To honour the redemption requests, the fund manager had to sell liquid papers or highly rated securities. This further increased the proportion of the lower rated or inferior papers. The concentration of these securities can affect the returns of the investors who stayed invested in the fund.

To protect the portfolio value of all its investors, the fund house wound up the schemes.  

What about other options?

Suspending redemptions till market conditions stabilise seemed like an alternative to winding down the schemes. However, the current regulations regarding suspension of redemptions, such as the requirement to honour redemptions of up to Rs. 2 lakhs, made this move unviable. 

Is there any background?

The last 18 months haven’t been smooth for debt fund investors of the fund house. Since the defaults by IL&FS and Vodafone in 2018, the fund house has created side pockets in their funds to hold securities issued by such companies.

What is the RBI doing?

RBI was quick to respond to the development. To ease the redemption pressures faced by fund houses and protect investors, RBI has opened a special liquidity facility for mutual funds of Rs.50,000 crores. Fund houses can opt for this facility till 11th May.

As stated earlier, fund houses can borrow up to 20% of their total AUM to meet redemption pressure.

What will happen to investors who have invested in these schemes?

As fund houses have wound up the schemes, it means that investors won’t be able to invest or redeem. Investors won’t be able to invest, transfer or redeem through Systematic Investment Plan (SIP), Systematic Transfer Plan (STP) and Systematic Withdrawal Plan (SWP).

Asdefaults by investing company is not the reason behind the closure of the funds, the fund houses will return the investor’s money in a staggered manner depending on the scheme’s portfolio maturity. The fund house aims to liquidate the portfolio holdings at the earliest.

The fund house has two ways: to wait for the securities to mature or sell the securities in a reasonable price.

As securities held by short term funds and ultrashort duration funds may mature earlier than instruments held by credit funds, investors of ultra-short and short duration funds may receive their money earlier than investors of credit risk funds. 

The fund house will look into early exits via sale or prepayment after the market recovers from the current situation.

What’s next for debt fund investors?

Market experts say that the episode should not rattle debt fund investors. They believe that it is a one-off situation, and the risk is imitated to funds with risky debt instruments such as credit risk funds.

Typically, credit risk funds invest a major part of their corpus in AA papers. AA is a notch below AAA, the highest-rated papers. Fund houses invests a small percentage of the corpus in instruments rated below AA.

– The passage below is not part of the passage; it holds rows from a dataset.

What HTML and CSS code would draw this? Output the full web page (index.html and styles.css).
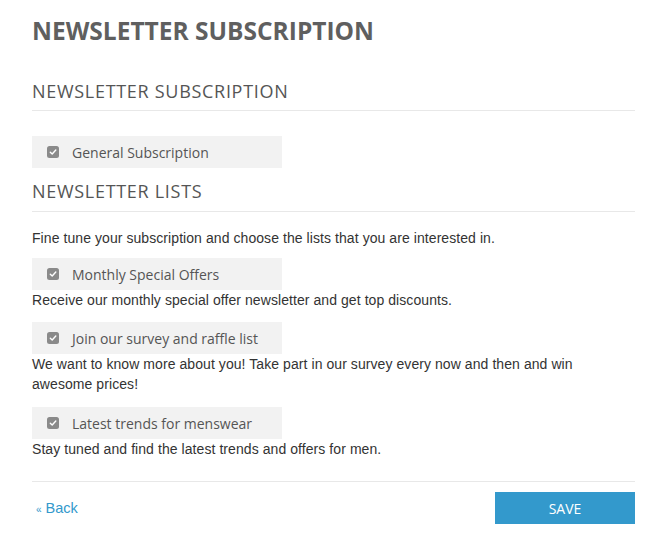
FILE: index.html
```html
<!DOCTYPE html>
<html>
<head>
<meta charset="utf-8">
<link rel="stylesheet" href="styles.css">
</head>
<body>
<div class="page">
  <h1 class="title">NEWSLETTER SUBSCRIPTION</h1>
  <h2 class="section first">NEWSLETTER SUBSCRIPTION</h2>
  <label class="check general"><span class="box"><svg viewBox="0 0 12 12" width="12" height="12"><rect x="0" y="0" width="12" height="12" rx="2.5" fill="#8a8a8a"/><path d="M3.3 6.2 L5.2 8 L8.8 4" fill="none" stroke="#fff" stroke-width="1.4" stroke-linecap="round" stroke-linejoin="round"/></svg></span>General Subscription</label>
  <h2 class="section lists">NEWSLETTER LISTS</h2>
  <p class="intro">Fine tune your subscription and choose the lists that you are interested in.</p>
  <div class="item">
    <label class="check"><span class="box"><svg viewBox="0 0 12 12" width="12" height="12"><rect x="0" y="0" width="12" height="12" rx="2.5" fill="#8a8a8a"/><path d="M3.3 6.2 L5.2 8 L8.8 4" fill="none" stroke="#fff" stroke-width="1.4" stroke-linecap="round" stroke-linejoin="round"/></svg></span>Monthly Special Offers</label>
    <p class="desc">Receive our monthly special offer newsletter and get top discounts.</p>
  </div>
  <div class="item tall">
    <label class="check"><span class="box"><svg viewBox="0 0 12 12" width="12" height="12"><rect x="0" y="0" width="12" height="12" rx="2.5" fill="#8a8a8a"/><path d="M3.3 6.2 L5.2 8 L8.8 4" fill="none" stroke="#fff" stroke-width="1.4" stroke-linecap="round" stroke-linejoin="round"/></svg></span>Join our survey and raffle list</label>
    <p class="desc">We want to know more about you! Take part in our survey every now and then and win awesome prices!</p>
  </div>
  <div class="item last">
    <label class="check"><span class="box"><svg viewBox="0 0 12 12" width="12" height="12"><rect x="0" y="0" width="12" height="12" rx="2.5" fill="#8a8a8a"/><path d="M3.3 6.2 L5.2 8 L8.8 4" fill="none" stroke="#fff" stroke-width="1.4" stroke-linecap="round" stroke-linejoin="round"/></svg></span>Latest trends for menswear</label>
    <p class="desc">Stay tuned and find the latest trends and offers for men.</p>
  </div>
  <div class="actions">
    <a class="back" href="#"><span class="raquo">«</span> Back</a>
    <button class="save">SAVE</button>
  </div>
</div>
</body>
</html>
```

FILE: styles.css
```css
html, body {
  margin: 0;
  padding: 0;
  background: #fff;
}
.page {
  width: 603px;
  padding: 0 21px 0 32px;
  font-family: "Liberation Sans", Arial, sans-serif;
  color: #333;
}
.title {
  margin: 0;
  padding-top: 16px;
  font-family: "Open Sans", sans-serif;
  font-weight: 700;
  font-size: 24.5px;
  line-height: 30px;
  color: #5f5f5f;
}
.section {
  margin: 0;
  font-family: "Open Sans", sans-serif;
  font-weight: 400;
  font-size: 18px;
  letter-spacing: 0.7px;
  line-height: 24px;
  color: #555;
  padding: 0 0 7px;
  border-bottom: 1px solid #e8e8e8;
}
.section.first {
  margin-top: 33px;
}
.section.lists {
  margin-top: 11px;
  padding-bottom: 8px;
}
.check {
  display: flex;
  align-items: center;
  width: 250px;
  height: 32px;
  background: #f2f2f2;
  font-family: "Open Sans", sans-serif;
  font-size: 14px;
  color: #555;
  box-sizing: border-box;
  padding-left: 15px;
}
.check.general {
  margin-top: 25px;
}
.box {
  display: flex;
  width: 12px;
  height: 12px;
  margin-right: 13px;
}
.intro {
  margin: 16px 0 10px;
  font-size: 14px;
  letter-spacing: 0.07px;
  line-height: 20px;
}
.item {
  margin-bottom: 12px;
}
.item.tall {
  margin-bottom: 13px;
}
.item.last {
  margin-bottom: 0;
}
.desc {
  margin: 0;
  font-size: 14px;
  letter-spacing: 0.07px;
  line-height: 20px;
}
.actions {
  margin-top: 22px;
  border-top: 1px solid #e8e8e8;
  padding-top: 10px;
  display: flex;
  justify-content: space-between;
  align-items: center;
}
.back {
  color: #3399cc;
  text-decoration: none;
  font-size: 14.5px;
  padding-left: 4px;
}
.raquo {
  font-size: 10px;
}
.save {
  width: 140px;
  height: 32px;
  border: 0;
  background: #3399cc;
  color: #fff;
  font-family: "Open Sans", sans-serif;
  font-size: 14px;
  font-weight: 500;
}
```
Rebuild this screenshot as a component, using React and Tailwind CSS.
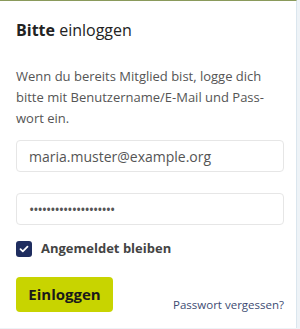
export default function App() {
  return (
    <div className="w-[300px] h-[329px] bg-[#eef3f7] overflow-hidden" style={{ fontFamily: '"Open Sans", sans-serif' }}>
      <div className="w-[297px] h-[328px] bg-white border-t border-[#8a9a5b] border-r border-r-[#dbe6ee] pl-4 pr-[12px] flex flex-col">
        <h1 className="mt-[18px] text-[16px] leading-[22px] text-[#222]">
          <span className="font-bold">Bitte</span> einloggen
        </h1>
        <p className="mt-[25px] text-[13px] leading-[21px] text-[#555]">
          Wenn du bereits Mitglied bist, logge dich bitte mit Benutzername/E-Mail und Pass-wort ein.
        </p>
        <div className="mt-[11px] h-[32px] border border-[#e6e6e6] rounded-[4px] flex items-center px-3 text-[14px] text-[#555]">
          maria.muster@example.org
        </div>
        <div className="mt-[21px] h-[32px] border border-[#e6e6e6] rounded-[4px] flex items-center px-3 text-[14px] text-[#555] tracking-[-1px]">
          ••••••••••••••••••••
        </div>
        <div className="mt-[14px] flex items-center gap-[9px]">
          <div className="w-[16px] h-[16px] rounded-[3px] bg-[#1f2d5f] flex items-center justify-center">
            <svg width="10" height="8" viewBox="0 0 10 8" fill="none">
              <path d="M1.5 4.2 L3.8 6.3 L8.5 1.6" stroke="white" strokeWidth="1.8" strokeLinecap="round" strokeLinejoin="round" />
            </svg>
          </div>
          <span className="text-[13px] font-bold text-[#444]">Angemeldet bleiben</span>
        </div>
        <div className="mt-[18px] flex items-end justify-between">
          <button className="w-[97px] h-[35px] rounded-[4px] bg-[#c8d400] text-[15px] font-bold text-[#1a1a1a]">
            Einloggen
          </button>
          <a className="text-[11.5px] text-[#3d4b72] mb-[-2px]">Passwort vergessen?</a>
        </div>
      </div>
    </div>
  );
}
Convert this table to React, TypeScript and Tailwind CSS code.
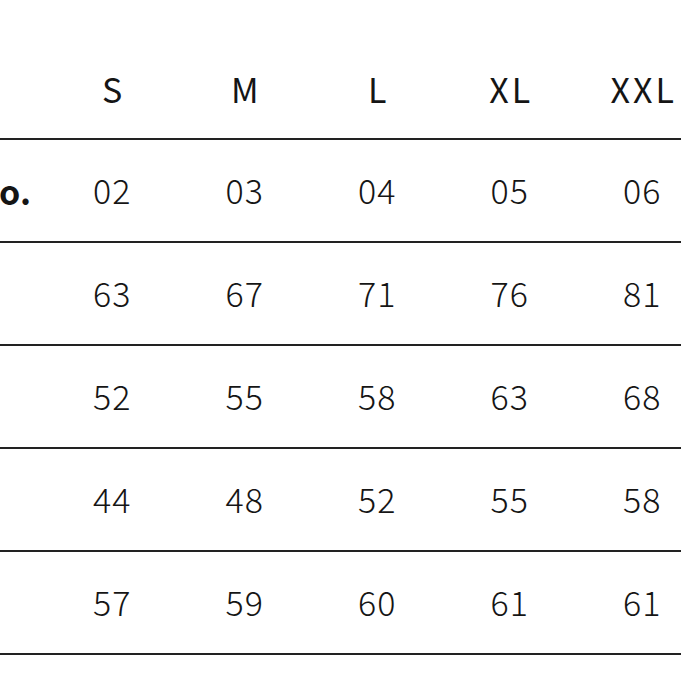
import React from 'react';

const sizes = ['S', 'M', 'L', 'XL', 'XXL'];

const rows: { label: string; values: string[] }[] = [
  { label: 'No.', values: ['02', '03', '04', '05', '06'] },
  { label: '', values: ['63', '67', '71', '76', '81'] },
  { label: '', values: ['52', '55', '58', '63', '68'] },
  { label: '', values: ['44', '48', '52', '55', '58'] },
  { label: '', values: ['57', '59', '60', '61', '61'] },
];

const font = { fontFamily: '"Noto Sans CJK SC", "Noto Sans", sans-serif' };

export default function App() {
  return (
    <div className="w-[681px] h-[681px] bg-white overflow-hidden text-[#151515]" style={font}>
      <div className="pt-[40px]">
        <div className="grid grid-cols-[140px_repeat(5,132.5px)] -ml-[94px] h-[100px] items-center border-b-[2.5px] border-[#222] w-[775px]">
          <div />
          {sizes.map((s) => (
            <div key={s} className="text-center text-[34px] font-normal leading-none tracking-[3px] indent-[3px]">
              {s}
            </div>
          ))}
        </div>
        {rows.map((r, i) => (
          <div
            key={i}
            className="grid grid-cols-[140px_repeat(5,132.5px)] -ml-[94px] h-[103px] items-center border-b-[2.5px] border-[#222] w-[775px]"
          >
            <div className="text-right pr-[15px] text-[34px] font-bold leading-none">{r.label}</div>
            {r.values.map((v, j) => (
              <div key={j} className="text-center text-[34px] font-light leading-none tracking-[1px] -mt-[2px]">
                {v}
              </div>
            ))}
          </div>
        ))}
      </div>
    </div>
  );
}
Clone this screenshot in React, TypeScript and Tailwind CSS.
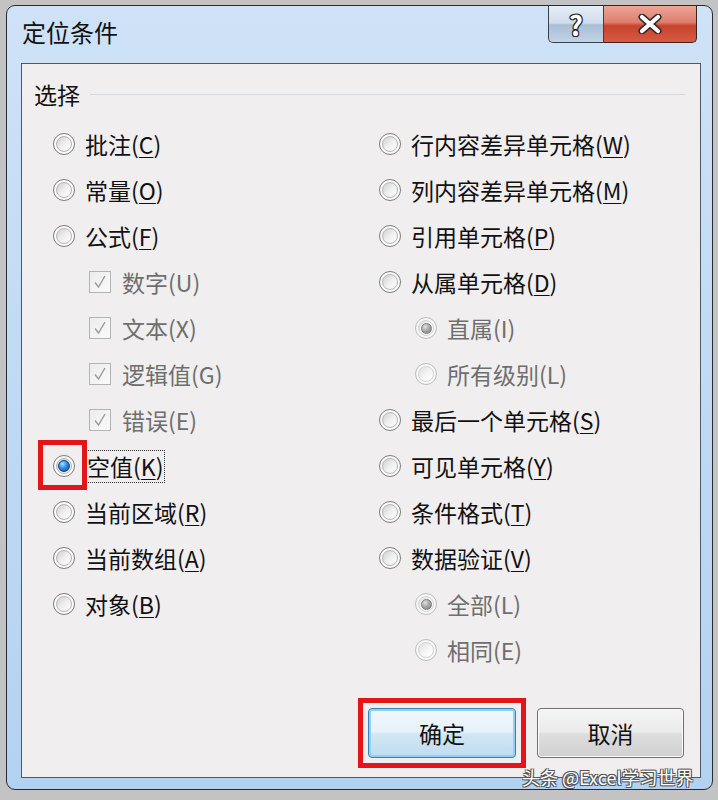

Leaving aside credit risk funds, depending on the debt fund, fund managers invest a larger proportion of the debt funds in AAA rated top quality papers, government securities, treasury bills or certificates of deposits.

Conclusion:

As the scenario is not a credit or default issue, investors will receive their money slowly. Investors cannot invest or redeem their investments. By winding up the scheme, the fund house had protected the investor’s money and prevented their portfolio from tumbling.